Thursday, 9 October 2003
G.K. Chesterton: The Napoleon of Notting Hill (1904)
Review number: 1187
In some respects, Chesterton's first novel seems almost contemporary in outlook; in others, it is stuck in its time, now almost a century in the past. One of the great problems of our age (at least in the West), according to politicians, is political apathy; that is a link between today and the Britain of 1904. The Napoleon of Notting Hill is set in 1984, a famous year in science fiction, and the consequence of that apathy has been to turn political office into the result of a random selection process. The fact that this is virtually the only change to have occurred in an eighty year period is Chesterton's side-swipe at the prophets who attempted to say what would happen in the twentieth century, a pastime as popular then as it has been again with the turn of the twenty first. (The first chapter consists mainly of ridicule of some of the ideas of these would be prophets, each one made ludicrous, and the principal butt of the attack is the scientific utopianism of H.G. Wells, ironically the most accurate of the prophecies, at least in its prediction of the dominance of technology.)
What sparks change in this vision of a static culture - like Wells in The War of the Worlds, Chesterton compresses his world to southern England - is the appointment of Auberon Quin as king of England.

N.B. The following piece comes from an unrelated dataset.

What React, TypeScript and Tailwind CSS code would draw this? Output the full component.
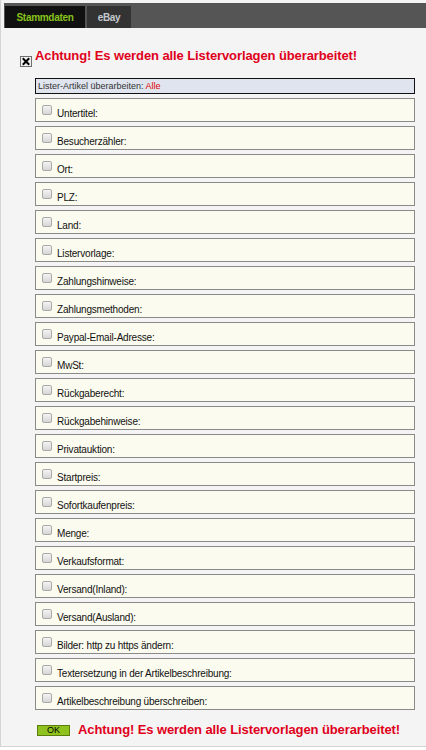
import React from "react";

const labels = [
  "Untertitel:",
  "Besucherzähler:",
  "Ort:",
  "PLZ:",
  "Land:",
  "Listervorlage:",
  "Zahlungshinweise:",
  "Zahlungsmethoden:",
  "Paypal-Email-Adresse:",
  "MwSt:",
  "Rückgaberecht:",
  "Rückgabehinweise:",
  "Privatauktion:",
  "Startpreis:",
  "Sofortkaufenpreis:",
  "Menge:",
  "Verkaufsformat:",
  "Versand(Inland):",
  "Versand(Ausland):",
  "Bilder: http zu https ändern:",
  "Textersetzung in der Artikelbeschreibung:",
  "Artikelbeschreibung überschreiben:",
];

function XIcon() {
  return (
    <svg width="12" height="11" viewBox="0 0 12 11" className="block">
      <rect x="0.5" y="0.5" width="11" height="10" fill="#f2f2f2" stroke="#6f6f6f" />
      <path d="M3.5 3 L8.5 8 M8.5 3 L3.5 8" stroke="#000" strokeWidth="2" strokeLinecap="square" />
    </svg>
  );
}

function Check() {
  return (
    <span className="block w-[10px] h-[10px] rounded-[2px] border border-[#a9a9a9] bg-gradient-to-b from-[#f4f4f4] to-[#d6d6d6] shrink-0" />
  );
}

export default function App() {
  return (
    <div className="w-[426px] h-[750px] bg-white font-['Liberation_Sans',Arial,sans-serif] overflow-hidden">
      <div className="h-[747px] bg-[#f4f4f4] border-l border-b border-[#d4d4d4] pt-[3px] pl-[3px]">
        {/* tab bar */}
        <div className="h-[25px] bg-[#555555] flex items-end gap-[2px] pl-[1px]">
          <div className="w-[80px] h-[22px] bg-[#111111] flex items-center justify-center text-[10px] font-bold tracking-[-0.3px] text-[#86c21c]">
            Stammdaten
          </div>
          <div className="w-[44px] h-[22px] bg-[#333333] flex items-center justify-center text-[10px] font-bold tracking-[-0.3px] text-[#c3c8cf]">
            eBay
          </div>
        </div>

        {/* title */}
        <div className="mt-[20px] h-[16px] flex items-end pl-[16px] gap-[3px]">
          <div className="mb-[-3px]">
            <XIcon />
          </div>
          <span className="text-[13px] leading-[16px] font-bold text-[#e0001b] tracking-[-0.1px]">
            Achtung! Es werden alle Listervorlagen überarbeitet!
          </span>
        </div>

        {/* list */}
        <div className="mt-[14px] ml-[31px] w-[380px] flex flex-col gap-[4px]">
          <div className="h-[16px] border border-[#111111] bg-[#dfe4ee] pl-[2px] text-[9px] leading-[14px] text-[#333333]">
            Lister-Artikel überarbeiten: <span className="text-[#e00000]">Alle</span>
          </div>
          {labels.map((l) => (
            <div
              key={l}
              className="h-[24px] border border-[#8a8a8a] bg-[#fbfbef] flex items-start pl-[6px]"
            >
              <div className="mt-[6px]">
                <Check />
              </div>
              <span className="ml-[5px] mt-[9px] text-[10px] leading-[12px] tracking-[-0.2px] text-[#111111]">{l}</span>
            </div>
          ))}
        </div>

        {/* bottom */}
        <div className="mt-[12px] ml-[33px] h-[16px] flex items-center gap-[8px]">
          <div className="w-[33px] h-[11px] bg-[#8fc21e] border border-[#5b7d0c] flex items-center justify-center text-[9px] leading-[9px] text-black">
            OK
          </div>
          <span className="text-[13px] leading-[16px] font-bold text-[#e0001b] tracking-[-0.1px]">
            Achtung! Es werden alle Listervorlagen überarbeitet!
          </span>
        </div>
      </div>
    </div>
  );
}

Quin is a practitioner of a dying art - humour - and his big joke is to create gaudy (and extremely uncomfortable) uniforms in medieval style and force the sober officials of the London boroughs to wear them on official occasions. This runs into one problem - Adam Poole, the Provost of Notting Hill, is a man without humour, who has an obsessive devotion to his home neighbourhood which has been fired by the cod-patriotic rhetoric which Quin uses to set up his scheme. From this it is a short step to open warfare between Notting Hill and its surrounding boroughs.
The introduction to this Wordsworth Classics edition suggests that Chesterton had a serious point (I'm not completely convinced that he did), which was that a war would be a good solution to the political apathy he saw around him. He goes on to say that such a position became unthinkable after the carnage of World War One, but I think that is a naive view of the world. It could easily be argued that the recent conflict in Iraq and the response of the US and other Western nations was manipulated for a variety of reasons which included this one; just look at how huge the media circus surrounding the fighting was right from the start. Earlier, the Falklands Was was escalated by Margaret Thatcher and her ministers to lay the basis for her subsequent re-election as British prime minister. At least this sort of behaviour has been fairly widely condemned as unacceptable.
If Chesterton did want to make a serious point, then another candidate could be based on the contrast between Quin and Poole, the one unable to take things seriously, the other unable to do anything but. Both prove equally responsible for the destruction of peace in Britain. In the pomposity of Victorian local government, there was much that was hard to take seriously, and Quin is to some extent a self-portrait by a man who clearly saw how ludicrous it could be.